BRIEF
Of all the lines in this data, how many include "styles"? Respond with the number only.

===== DATA SECTION

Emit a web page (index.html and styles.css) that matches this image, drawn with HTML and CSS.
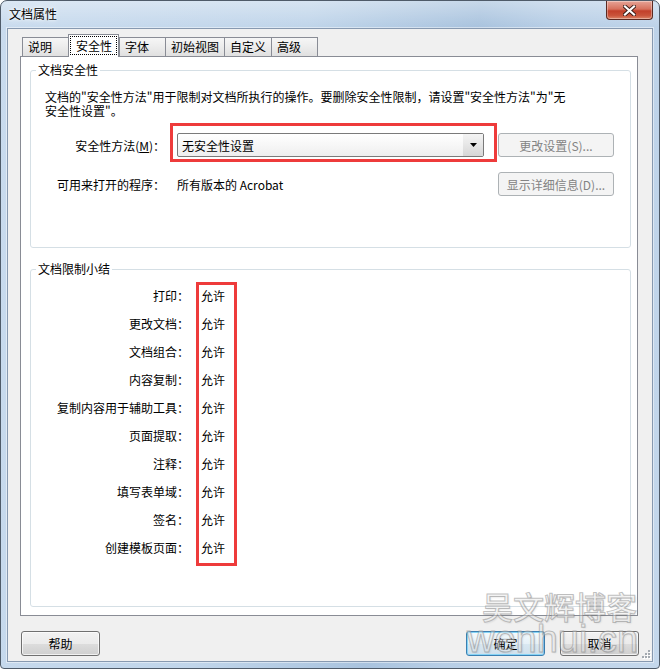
FILE: index.html
```html
<!DOCTYPE html>
<html lang="zh-CN">
<head>
    <meta charset="UTF-8">
    <title>文档属性</title>
    <link rel="stylesheet" href="styles.css">
</head>
<body>
    <div class="window">
        <div class="titlebar">
            <span class="title">文档属性</span>
            <div class="close-btn">
                <svg width="13" height="11" viewBox="0 0 13 11">
                    <path d="M2 1.5 L11 9.5 M11 1.5 L2 9.5" stroke="#3b1d18" stroke-width="4" stroke-linecap="square"/>
                    <path d="M2 1.5 L11 9.5 M11 1.5 L2 9.5" stroke="#ffffff" stroke-width="2.2" stroke-linecap="square"/>
                </svg>
            </div>
        </div>

        <div class="client">
            <div class="tabs">
                <div class="tab">说明</div>
                <div class="tab active"><span class="tab-focus">安全性</span></div>
                <div class="tab">字体</div>
                <div class="tab">初始视图</div>
                <div class="tab">自定义</div>
                <div class="tab">高级</div>
            </div>

            <div class="panel">
                <fieldset class="group group-security">
                    <legend>文档安全性</legend>
                    <p class="desc">文档的"安全性方法"用于限制对文档所执行的操作。要删除安全性限制，请设置"安全性方法"为"无<br>安全性设置"。</p>

                    <div class="field-row">
                        <span class="field-label">安全性方法(<u>M</u>)：</span>
                        <div class="combo marked">
                            <span class="combo-text">无安全性设置</span>
                            <span class="combo-arrow">
                                <svg width="7" height="4" viewBox="0 0 7 4"><polygon points="0,0 7,0 3.5,4" fill="#000"/></svg>
                            </span>
                        </div>
                        <button class="btn btn-disabled">更改设置(S)...</button>
                    </div>

                    <div class="field-row">
                        <span class="field-label">可用来打开的程序：</span>
                        <span class="field-value">所有版本的 Acrobat</span>
                        <button class="btn btn-disabled">显示详细信息(D)...</button>
                    </div>
                </fieldset>

                <fieldset class="group group-summary">
                    <legend>文档限制小结</legend>
                    <div class="summary">
                        <div class="summary-labels">
                            <div>打印：</div>
                            <div>更改文档：</div>
                            <div>文档组合：</div>
                            <div>内容复制：</div>
                            <div>复制内容用于辅助工具：</div>
                            <div>页面提取：</div>
                            <div>注释：</div>
                            <div>填写表单域：</div>
                            <div>签名：</div>
                            <div>创建模板页面：</div>
                        </div>
                        <div class="summary-values marked">
                            <div>允许</div>
                            <div>允许</div>
                            <div>允许</div>
                            <div>允许</div>
                            <div>允许</div>
                            <div>允许</div>
                            <div>允许</div>
                            <div>允许</div>
                            <div>允许</div>
                            <div>允许</div>
                        </div>
                    </div>
                </fieldset>
            </div>

            <div class="footer">
                <button class="btn">帮助</button>
                <div class="footer-right">
                    <button class="btn btn-default">确定</button>
                    <button class="btn">取消</button>
                </div>
            </div>

            <svg class="grip" width="10" height="10" viewBox="0 0 10 10">
                <rect x="8" y="2" width="2" height="2" fill="#fff"/>
                <rect x="5" y="5" width="2" height="2" fill="#fff"/>
                <rect x="8" y="5" width="2" height="2" fill="#fff"/>
                <rect x="2" y="8" width="2" height="2" fill="#fff"/>
                <rect x="5" y="8" width="2" height="2" fill="#fff"/>
                <rect x="8" y="8" width="2" height="2" fill="#fff"/>
                <rect x="7" y="1" width="2" height="2" fill="#a3a9b0"/>
                <rect x="4" y="4" width="2" height="2" fill="#a3a9b0"/>
                <rect x="7" y="4" width="2" height="2" fill="#a3a9b0"/>
                <rect x="1" y="7" width="2" height="2" fill="#a3a9b0"/>
                <rect x="4" y="7" width="2" height="2" fill="#a3a9b0"/>
                <rect x="7" y="7" width="2" height="2" fill="#a3a9b0"/>
            </svg>
        </div>

        <div class="watermark">
            <div class="wm-cn">吴文辉博客</div>
            <div class="wm-en">wenhui.cn</div>
        </div>
    </div>
</body>
</html>
```

FILE: styles.css
```css
:root {
    --text-color: #000;
    --panel-border: #898c95;
    --group-border: #d5dfe5;
    --mark-color: #ee3b3b;
    --face-color: #f0f0f0;
}

* {
    box-sizing: border-box;
}

body {
    margin: 0;
    background: #fff;
    font-family: "Noto Sans CJK SC", sans-serif;
    font-size: 12px;
    color: var(--text-color);
}

/* Window frame */
.window {
    position: relative;
    width: 660px;
    height: 669px;
    display: flex;
    flex-direction: column;
    padding: 0 6px 6px;
    border: 1px solid #4f5b69;
    border-radius: 7px 7px 4px 4px;
    overflow: hidden;
    background:
        linear-gradient(180deg, rgba(255, 255, 255, 0.35) 0, rgba(255, 255, 255, 0) 26px),
        linear-gradient(100deg, #c9dbee 0%, #c0d5ea 40%, #a9c3de 62%, #b7cee6 72%, #c5d8ec 100%);
}

.titlebar {
    height: 27px;
    flex: none;
    display: flex;
    justify-content: space-between;
    align-items: flex-start;
}

.title {
    padding-left: 2px;
    line-height: 26px;
    text-shadow: 0 0 6px #fff, 0 0 3px #fff;
}

.close-btn {
    width: 47px;
    height: 19px;
    display: flex;
    align-items: center;
    justify-content: center;
    border: 1px solid #5b2a22;
    border-top: none;
    border-radius: 0 0 4px 4px;
    background: linear-gradient(180deg, #e6a497 0%, #d6715d 45%, #c2402a 55%, #c9533a 80%, #dc8466 100%);
    box-shadow: inset 0 0 0 1px rgba(255, 255, 255, 0.35);
}

/* Client area */
.client {
    position: relative;
    flex: none;
    display: flex;
    flex-direction: column;
    padding: 5px 0;
    background: var(--face-color);
    border: 1px solid #8799b0;
    box-shadow: 0 0 0 1px rgba(255, 255, 255, 0.45);
}

/* Tabs */
.tabs {
    display: flex;
    align-items: flex-end;
    height: 22px;
    padding-left: 14px;
}

.tab {
    min-width: 47px;
    height: 19px;
    margin-right: -1px;
    padding: 0 5px;
    line-height: 18px;
    white-space: nowrap;
    border: 1px solid var(--panel-border);
    border-bottom: none;
    background: linear-gradient(180deg, #f6f6f6 0%, #ececec 50%, #e0e0e0 100%);
}

.tab.active {
    position: relative;
    z-index: 1;
    height: 23px;
    margin-bottom: -1px;
    margin-right: 0;
    min-width: 0;
    padding: 1px;
    background: #fff;
}

.tab-focus {
    display: block;
    height: 19px;
    padding: 0 4px 0 5px;
    line-height: 17px;
    border: 1px dotted #000;
}

/* Tab page */
.panel {
    margin: 0 14px 0 12px;
    padding: 6px 6px 8px 9px;
    background: #fff;
    border: 1px solid var(--panel-border);
}

.group {
    margin: 0;
    min-width: 0;
    border: 1px solid var(--group-border);
    border-radius: 3px;
}

.group legend {
    margin-left: 5px;
    padding: 0 2px;
    line-height: 14px;
}

.group-security {
    padding: 13px 16px 51px 0;
}

.group-summary {
    margin-top: 14px;
    padding: 6px 0 44px 0;
}

.desc {
    margin: 0;
    padding-left: 14px;
    line-height: 14px;
}

.field-row {
    display: flex;
    align-items: center;
    height: 24px;
    margin-top: 15px;
}

.field-label {
    flex: none;
    width: 134px;
    text-align: right;
    white-space: nowrap;
}

.field-value {
    margin-left: 12px;
}

.field-row .btn {
    width: 116px;
    height: 24px;
    margin-left: auto;
}

/* Drop-down */
.combo {
    flex: none;
    width: 307px;
    height: 24px;
    margin-left: 12px;
    display: flex;
    align-items: center;
    border: 1px solid #7a7a7a;
    border-radius: 2px;
    background: linear-gradient(180deg, #ffffff 0%, #f7f7f7 50%, #eeeeee 100%);
}

.combo-text {
    flex: 1;
    padding-left: 4px;
}

.combo-arrow {
    width: 20px;
    height: 100%;
    display: flex;
    align-items: center;
    justify-content: center;
    background: linear-gradient(180deg, #f4f4f4 0%, #e6e6e6 50%, #d6d6d6 100%);
}

/* Summary list */
.summary {
    display: flex;
    line-height: 28px;
}

.summary-labels {
    width: 158px;
    text-align: right;
}

.summary-values {
    margin-left: 12px;
}

/* Red annotation frames */
.marked {
    position: relative;
}

.marked::after {
    content: '';
    position: absolute;
    border: 3px solid var(--mark-color);
    pointer-events: none;
}

.combo.marked::after {
    top: -11px;
    bottom: -6px;
    left: -8px;
    right: -14px;
}

.summary-values.marked::after {
    top: 0;
    bottom: -4px;
    left: -5px;
    right: -12px;
}

/* Buttons */
.btn {
    width: 79px;
    height: 25px;
    padding: 0;
    font-family: inherit;
    font-size: 12px;
    color: var(--text-color);
    border: 1px solid #707070;
    border-radius: 3px;
    background: linear-gradient(180deg, #f2f2f2 0%, #ebebeb 50%, #dddddd 50%, #cfcfcf 100%);
    box-shadow: inset 0 0 0 1px rgba(255, 255, 255, 0.7);
}

.btn-disabled {
    color: #838383;
    border-color: #adb2b5;
    background: #f4f4f4;
    box-shadow: none;
}

.btn-default {
    border-color: #3c7fb1;
    background: linear-gradient(180deg, #f4fafd 0%, #e6f1f8 50%, #d9e8f2 50%, #cfe0ec 100%);
    box-shadow: inset 0 0 0 1px #86d4f6;
}

.footer {
    display: flex;
    justify-content: space-between;
    margin-top: 15px;
    padding: 0 13px;
}

.footer-right {
    display: flex;
    gap: 15px;
}

.grip {
    position: absolute;
    right: 1px;
    bottom: 2px;
}

/* Blog watermark over the dialog */
.watermark {
    position: absolute;
    left: 466px;
    top: 588px;
    pointer-events: none;
    color: rgba(255, 255, 255, 0.4);
    -webkit-text-stroke: 1px rgba(130, 130, 130, 0.5);
    text-shadow: 1px 1px 2px rgba(0, 0, 0, 0.1);
}

.wm-cn {
    margin-left: 15px;
    font-size: 31px;
    line-height: 34px;
    font-weight: 500;
}

.wm-en {
    font-family: "Liberation Sans", sans-serif;
    font-size: 38px;
    line-height: 38px;
    margin-top: -3px;
}
```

==========

SOLVED EXERCISE
3